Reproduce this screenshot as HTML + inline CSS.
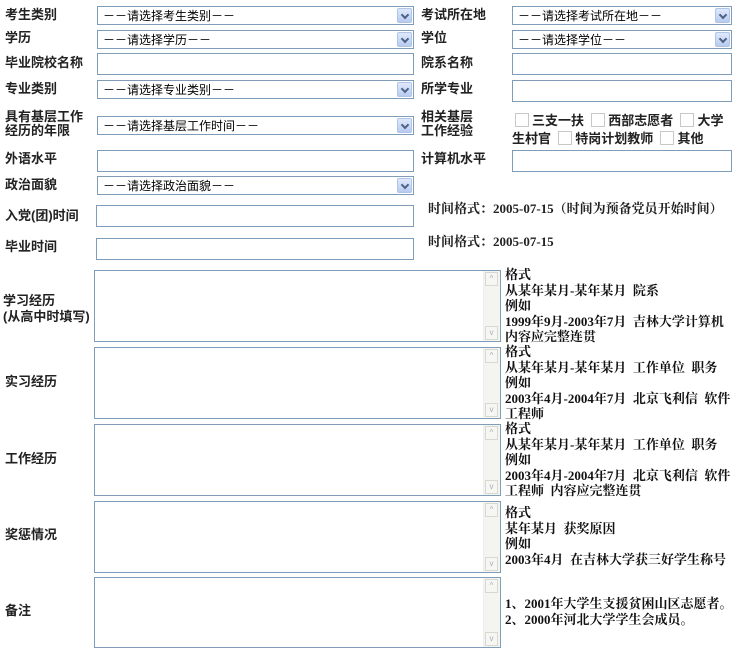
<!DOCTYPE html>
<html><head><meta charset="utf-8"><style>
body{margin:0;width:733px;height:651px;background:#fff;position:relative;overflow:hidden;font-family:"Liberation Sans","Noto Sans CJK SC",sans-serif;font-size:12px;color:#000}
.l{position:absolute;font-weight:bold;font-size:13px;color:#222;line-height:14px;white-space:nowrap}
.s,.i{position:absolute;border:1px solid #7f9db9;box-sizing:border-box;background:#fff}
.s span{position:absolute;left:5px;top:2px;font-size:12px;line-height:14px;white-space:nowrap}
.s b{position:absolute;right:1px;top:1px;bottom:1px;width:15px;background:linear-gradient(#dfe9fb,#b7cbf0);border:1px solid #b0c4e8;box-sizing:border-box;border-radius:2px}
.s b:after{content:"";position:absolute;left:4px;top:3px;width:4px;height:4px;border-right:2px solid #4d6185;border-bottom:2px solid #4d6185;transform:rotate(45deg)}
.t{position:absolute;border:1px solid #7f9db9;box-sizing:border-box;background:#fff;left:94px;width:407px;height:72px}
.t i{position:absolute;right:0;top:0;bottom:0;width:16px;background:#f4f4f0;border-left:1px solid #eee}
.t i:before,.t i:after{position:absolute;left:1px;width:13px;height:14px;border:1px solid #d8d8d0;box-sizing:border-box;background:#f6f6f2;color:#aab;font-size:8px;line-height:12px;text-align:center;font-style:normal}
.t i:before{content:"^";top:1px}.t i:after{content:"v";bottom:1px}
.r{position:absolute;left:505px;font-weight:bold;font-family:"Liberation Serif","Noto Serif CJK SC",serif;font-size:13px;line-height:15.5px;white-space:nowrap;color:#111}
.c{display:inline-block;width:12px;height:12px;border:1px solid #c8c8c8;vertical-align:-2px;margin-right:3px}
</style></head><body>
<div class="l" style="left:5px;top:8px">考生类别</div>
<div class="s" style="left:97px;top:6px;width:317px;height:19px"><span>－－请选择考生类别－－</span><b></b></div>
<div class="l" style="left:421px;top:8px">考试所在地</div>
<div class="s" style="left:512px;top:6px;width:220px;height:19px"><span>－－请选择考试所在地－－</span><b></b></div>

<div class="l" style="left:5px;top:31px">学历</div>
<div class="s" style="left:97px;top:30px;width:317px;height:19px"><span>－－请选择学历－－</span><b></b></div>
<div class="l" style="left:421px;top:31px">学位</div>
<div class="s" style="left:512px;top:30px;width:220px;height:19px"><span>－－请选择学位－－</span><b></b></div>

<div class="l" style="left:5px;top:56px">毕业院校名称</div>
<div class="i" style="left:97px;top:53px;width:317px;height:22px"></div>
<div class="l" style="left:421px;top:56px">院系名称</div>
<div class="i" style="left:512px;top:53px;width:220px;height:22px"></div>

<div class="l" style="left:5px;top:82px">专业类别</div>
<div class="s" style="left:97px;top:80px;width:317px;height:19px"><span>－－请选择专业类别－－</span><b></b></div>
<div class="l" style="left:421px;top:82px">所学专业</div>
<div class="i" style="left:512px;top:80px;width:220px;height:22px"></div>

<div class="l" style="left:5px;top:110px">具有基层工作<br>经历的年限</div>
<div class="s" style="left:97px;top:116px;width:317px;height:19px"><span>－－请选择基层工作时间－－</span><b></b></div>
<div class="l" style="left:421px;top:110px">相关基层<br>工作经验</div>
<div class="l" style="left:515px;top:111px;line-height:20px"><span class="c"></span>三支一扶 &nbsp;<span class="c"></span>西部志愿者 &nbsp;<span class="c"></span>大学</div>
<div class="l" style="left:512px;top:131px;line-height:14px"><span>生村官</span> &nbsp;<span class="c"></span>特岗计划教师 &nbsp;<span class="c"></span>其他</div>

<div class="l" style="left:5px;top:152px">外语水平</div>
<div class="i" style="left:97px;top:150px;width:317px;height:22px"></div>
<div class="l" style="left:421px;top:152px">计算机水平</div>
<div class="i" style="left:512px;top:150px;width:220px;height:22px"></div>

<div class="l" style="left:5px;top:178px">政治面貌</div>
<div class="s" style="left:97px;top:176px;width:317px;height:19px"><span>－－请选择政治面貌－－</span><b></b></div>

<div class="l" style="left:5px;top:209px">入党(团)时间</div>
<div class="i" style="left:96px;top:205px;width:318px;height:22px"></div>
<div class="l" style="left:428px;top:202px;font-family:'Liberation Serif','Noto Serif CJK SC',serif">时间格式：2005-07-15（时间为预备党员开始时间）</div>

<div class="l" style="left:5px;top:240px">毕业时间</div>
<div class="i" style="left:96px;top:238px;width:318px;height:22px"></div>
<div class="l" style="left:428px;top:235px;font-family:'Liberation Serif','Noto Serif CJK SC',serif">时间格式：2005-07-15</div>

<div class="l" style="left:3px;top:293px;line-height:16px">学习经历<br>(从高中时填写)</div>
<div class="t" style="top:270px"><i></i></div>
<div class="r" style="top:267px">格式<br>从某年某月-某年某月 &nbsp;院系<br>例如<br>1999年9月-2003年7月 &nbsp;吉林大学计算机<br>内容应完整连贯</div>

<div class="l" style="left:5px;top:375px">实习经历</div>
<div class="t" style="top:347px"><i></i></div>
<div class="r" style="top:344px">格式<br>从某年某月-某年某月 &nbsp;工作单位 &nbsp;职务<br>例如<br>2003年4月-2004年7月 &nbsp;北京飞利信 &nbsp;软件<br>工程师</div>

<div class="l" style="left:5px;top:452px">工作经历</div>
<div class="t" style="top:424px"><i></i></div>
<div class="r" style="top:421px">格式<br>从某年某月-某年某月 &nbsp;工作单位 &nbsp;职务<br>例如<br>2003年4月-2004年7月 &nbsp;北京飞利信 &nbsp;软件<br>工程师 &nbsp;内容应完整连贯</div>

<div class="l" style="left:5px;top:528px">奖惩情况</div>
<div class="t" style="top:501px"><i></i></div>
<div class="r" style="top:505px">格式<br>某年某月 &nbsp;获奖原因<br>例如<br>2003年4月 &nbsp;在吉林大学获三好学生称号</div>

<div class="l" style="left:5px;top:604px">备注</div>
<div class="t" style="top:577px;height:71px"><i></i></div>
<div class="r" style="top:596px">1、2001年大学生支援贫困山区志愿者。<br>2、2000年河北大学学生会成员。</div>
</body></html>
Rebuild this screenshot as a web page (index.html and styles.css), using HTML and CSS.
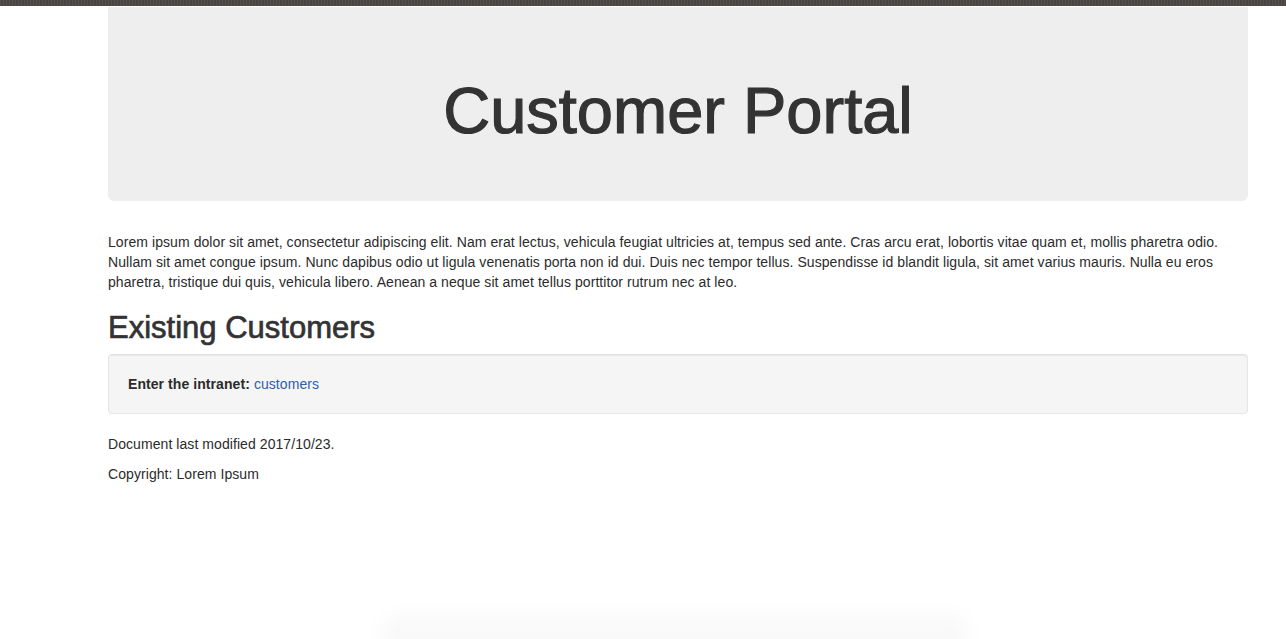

----------

◆ **Required work**: Reproduce the material above verbatim; omit every picture.

◆ **Complete output**:
Reproduce this screenshot as HTML + inline CSS.
<!DOCTYPE html>
<html><head><meta charset="utf-8"><style>
body{margin:0;width:733px;height:651px;background:#fff;position:relative;overflow:hidden;font-family:"Liberation Sans","Noto Sans CJK SC",sans-serif;font-size:12px;color:#000}
.l{position:absolute;font-weight:bold;font-size:13px;color:#222;line-height:14px;white-space:nowrap}
.s,.i{position:absolute;border:1px solid #7f9db9;box-sizing:border-box;background:#fff}
.s span{position:absolute;left:5px;top:2px;font-size:12px;line-height:14px;white-space:nowrap}
.s b{position:absolute;right:1px;top:1px;bottom:1px;width:15px;background:linear-gradient(#dfe9fb,#b7cbf0);border:1px solid #b0c4e8;box-sizing:border-box;border-radius:2px}
.s b:after{content:"";position:absolute;left:4px;top:3px;width:4px;height:4px;border-right:2px solid #4d6185;border-bottom:2px solid #4d6185;transform:rotate(45deg)}
.t{position:absolute;border:1px solid #7f9db9;box-sizing:border-box;background:#fff;left:94px;width:407px;height:72px}
.t i{position:absolute;right:0;top:0;bottom:0;width:16px;background:#f4f4f0;border-left:1px solid #eee}
.t i:before,.t i:after{position:absolute;left:1px;width:13px;height:14px;border:1px solid #d8d8d0;box-sizing:border-box;background:#f6f6f2;color:#aab;font-size:8px;line-height:12px;text-align:center;font-style:normal}
.t i:before{content:"^";top:1px}.t i:after{content:"v";bottom:1px}
.r{position:absolute;left:505px;font-weight:bold;font-family:"Liberation Serif","Noto Serif CJK SC",serif;font-size:13px;line-height:15.5px;white-space:nowrap;color:#111}
.c{display:inline-block;width:12px;height:12px;border:1px solid #c8c8c8;vertical-align:-2px;margin-right:3px}
</style></head><body>
<div class="l" style="left:5px;top:8px">考生类别</div>
<div class="s" style="left:97px;top:6px;width:317px;height:19px"><span>－－请选择考生类别－－</span><b></b></div>
<div class="l" style="left:421px;top:8px">考试所在地</div>
<div class="s" style="left:512px;top:6px;width:220px;height:19px"><span>－－请选择考试所在地－－</span><b></b></div>

<div class="l" style="left:5px;top:31px">学历</div>
<div class="s" style="left:97px;top:30px;width:317px;height:19px"><span>－－请选择学历－－</span><b></b></div>
<div class="l" style="left:421px;top:31px">学位</div>
<div class="s" style="left:512px;top:30px;width:220px;height:19px"><span>－－请选择学位－－</span><b></b></div>

<div class="l" style="left:5px;top:56px">毕业院校名称</div>
<div class="i" style="left:97px;top:53px;width:317px;height:22px"></div>
<div class="l" style="left:421px;top:56px">院系名称</div>
<div class="i" style="left:512px;top:53px;width:220px;height:22px"></div>

<div class="l" style="left:5px;top:82px">专业类别</div>
<div class="s" style="left:97px;top:80px;width:317px;height:19px"><span>－－请选择专业类别－－</span><b></b></div>
<div class="l" style="left:421px;top:82px">所学专业</div>
<div class="i" style="left:512px;top:80px;width:220px;height:22px"></div>

<div class="l" style="left:5px;top:110px">具有基层工作<br>经历的年限</div>
<div class="s" style="left:97px;top:116px;width:317px;height:19px"><span>－－请选择基层工作时间－－</span><b></b></div>
<div class="l" style="left:421px;top:110px">相关基层<br>工作经验</div>
<div class="l" style="left:515px;top:111px;line-height:20px"><span class="c"></span>三支一扶 &nbsp;<span class="c"></span>西部志愿者 &nbsp;<span class="c"></span>大学</div>
<div class="l" style="left:512px;top:131px;line-height:14px"><span>生村官</span> &nbsp;<span class="c"></span>特岗计划教师 &nbsp;<span class="c"></span>其他</div>

<div class="l" style="left:5px;top:152px">外语水平</div>
<div class="i" style="left:97px;top:150px;width:317px;height:22px"></div>
<div class="l" style="left:421px;top:152px">计算机水平</div>
<div class="i" style="left:512px;top:150px;width:220px;height:22px"></div>

<div class="l" style="left:5px;top:178px">政治面貌</div>
<div class="s" style="left:97px;top:176px;width:317px;height:19px"><span>－－请选择政治面貌－－</span><b></b></div>

<div class="l" style="left:5px;top:209px">入党(团)时间</div>
<div class="i" style="left:96px;top:205px;width:318px;height:22px"></div>
<div class="l" style="left:428px;top:202px;font-family:'Liberation Serif','Noto Serif CJK SC',serif">时间格式：2005-07-15（时间为预备党员开始时间）</div>

<div class="l" style="left:5px;top:240px">毕业时间</div>
<div class="i" style="left:96px;top:238px;width:318px;height:22px"></div>
<div class="l" style="left:428px;top:235px;font-family:'Liberation Serif','Noto Serif CJK SC',serif">时间格式：2005-07-15</div>

<div class="l" style="left:3px;top:293px;line-height:16px">学习经历<br>(从高中时填写)</div>
<div class="t" style="top:270px"><i></i></div>
<div class="r" style="top:267px">格式<br>从某年某月-某年某月 &nbsp;院系<br>例如<br>1999年9月-2003年7月 &nbsp;吉林大学计算机<br>内容应完整连贯</div>

<div class="l" style="left:5px;top:375px">实习经历</div>
<div class="t" style="top:347px"><i></i></div>
<div class="r" style="top:344px">格式<br>从某年某月-某年某月 &nbsp;工作单位 &nbsp;职务<br>例如<br>2003年4月-2004年7月 &nbsp;北京飞利信 &nbsp;软件<br>工程师</div>

<div class="l" style="left:5px;top:452px">工作经历</div>
<div class="t" style="top:424px"><i></i></div>
<div class="r" style="top:421px">格式<br>从某年某月-某年某月 &nbsp;工作单位 &nbsp;职务<br>例如<br>2003年4月-2004年7月 &nbsp;北京飞利信 &nbsp;软件<br>工程师 &nbsp;内容应完整连贯</div>

<div class="l" style="left:5px;top:528px">奖惩情况</div>
<div class="t" style="top:501px"><i></i></div>
<div class="r" style="top:505px">格式<br>某年某月 &nbsp;获奖原因<br>例如<br>2003年4月 &nbsp;在吉林大学获三好学生称号</div>

<div class="l" style="left:5px;top:604px">备注</div>
<div class="t" style="top:577px;height:71px"><i></i></div>
<div class="r" style="top:596px">1、2001年大学生支援贫困山区志愿者。<br>2、2000年河北大学学生会成员。</div>
</body></html>
Rebuild this screenshot as a web page (index.html and styles.css), using HTML and CSS.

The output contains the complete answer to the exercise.